Gershi refused to comment.
One municipal official told Fairfax Media it was similar to the Gaza Strip: “You’re raising a generation with no hope, no exit out of this way of life. I’m deeply saddened for the people in Gaza, but what about our Gaza right here?”
‘Sodom and Gomorrah’
Poverty goes some way to explaining the silence of residents when it comes to confronting wrongdoing, the official said, on condition of anonymity.
“People are so weak, they don’t have the spirit to fight. There’s a denial … it’s not Jerusalem here. That’s why Leifer came here, to avoid scrutiny, a small town where you can hide as though it’s a big city.”

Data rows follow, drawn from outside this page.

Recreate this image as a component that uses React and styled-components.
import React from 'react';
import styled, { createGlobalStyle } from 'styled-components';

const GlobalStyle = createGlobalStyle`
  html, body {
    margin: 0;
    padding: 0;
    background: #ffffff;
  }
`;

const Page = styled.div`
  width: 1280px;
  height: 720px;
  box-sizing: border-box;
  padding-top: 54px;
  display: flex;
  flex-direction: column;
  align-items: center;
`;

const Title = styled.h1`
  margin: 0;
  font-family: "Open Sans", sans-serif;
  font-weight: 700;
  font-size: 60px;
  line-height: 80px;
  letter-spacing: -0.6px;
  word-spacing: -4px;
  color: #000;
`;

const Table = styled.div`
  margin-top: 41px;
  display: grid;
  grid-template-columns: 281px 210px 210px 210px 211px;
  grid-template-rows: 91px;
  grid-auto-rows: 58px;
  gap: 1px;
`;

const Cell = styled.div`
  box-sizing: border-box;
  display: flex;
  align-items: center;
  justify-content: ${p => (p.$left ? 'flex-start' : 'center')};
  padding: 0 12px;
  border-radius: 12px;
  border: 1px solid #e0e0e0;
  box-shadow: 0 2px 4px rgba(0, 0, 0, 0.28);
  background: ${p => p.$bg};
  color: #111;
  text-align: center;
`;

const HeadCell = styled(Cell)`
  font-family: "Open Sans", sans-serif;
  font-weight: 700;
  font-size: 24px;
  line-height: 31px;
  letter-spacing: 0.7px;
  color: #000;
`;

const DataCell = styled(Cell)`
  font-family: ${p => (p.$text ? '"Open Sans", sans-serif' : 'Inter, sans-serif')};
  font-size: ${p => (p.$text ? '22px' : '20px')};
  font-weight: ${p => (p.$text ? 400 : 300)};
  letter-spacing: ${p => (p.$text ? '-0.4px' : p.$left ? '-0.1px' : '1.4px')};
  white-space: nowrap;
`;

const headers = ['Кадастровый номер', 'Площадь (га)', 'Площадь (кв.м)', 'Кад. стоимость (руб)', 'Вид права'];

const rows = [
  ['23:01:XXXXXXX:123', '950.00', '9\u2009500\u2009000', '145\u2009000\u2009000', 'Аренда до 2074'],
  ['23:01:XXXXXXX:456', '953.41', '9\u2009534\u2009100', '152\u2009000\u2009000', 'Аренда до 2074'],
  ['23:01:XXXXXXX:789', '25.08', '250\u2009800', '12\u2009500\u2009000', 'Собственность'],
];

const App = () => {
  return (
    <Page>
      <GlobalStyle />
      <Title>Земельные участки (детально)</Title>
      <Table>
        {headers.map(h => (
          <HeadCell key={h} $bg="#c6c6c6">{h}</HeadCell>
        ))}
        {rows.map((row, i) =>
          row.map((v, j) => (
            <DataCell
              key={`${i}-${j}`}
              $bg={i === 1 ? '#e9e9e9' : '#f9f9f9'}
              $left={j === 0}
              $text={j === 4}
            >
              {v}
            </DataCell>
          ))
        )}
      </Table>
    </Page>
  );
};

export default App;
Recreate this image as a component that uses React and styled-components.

Still, Daniel is determined to fight for the safety of the children of his town, where he plans to spend the rest of his days in his trailer-train.
“The Catholics went through the expose of such crimes. Now it’s our turn to address the big problem.”
Daniel says his daughter’s encounters with Leifer have changed her irrevocably. “Her childhood was over from that moment,” he said.
Leifer is currently behind bars awaiting the outcome of her extradition trial. Her lawyer is arguing – as Leifer has argued for years – that she is mentally unfit to face trial or to be returned to Australia. That case is bogged down in the Israeli courts.
Defence lawyer, Yehuda Fried said he believed Leifer would be released at her next bail hearing on Sunday, which she has been ordered to attend despite pleading psychosis.
Daniel has no doubt that, if she is freed, Leifer will be back in Emmanuel.
“It’s Sodom and Gomorrah in Emmanuel,” he says.
“Child abuse, paedophilia … it’s rampant.”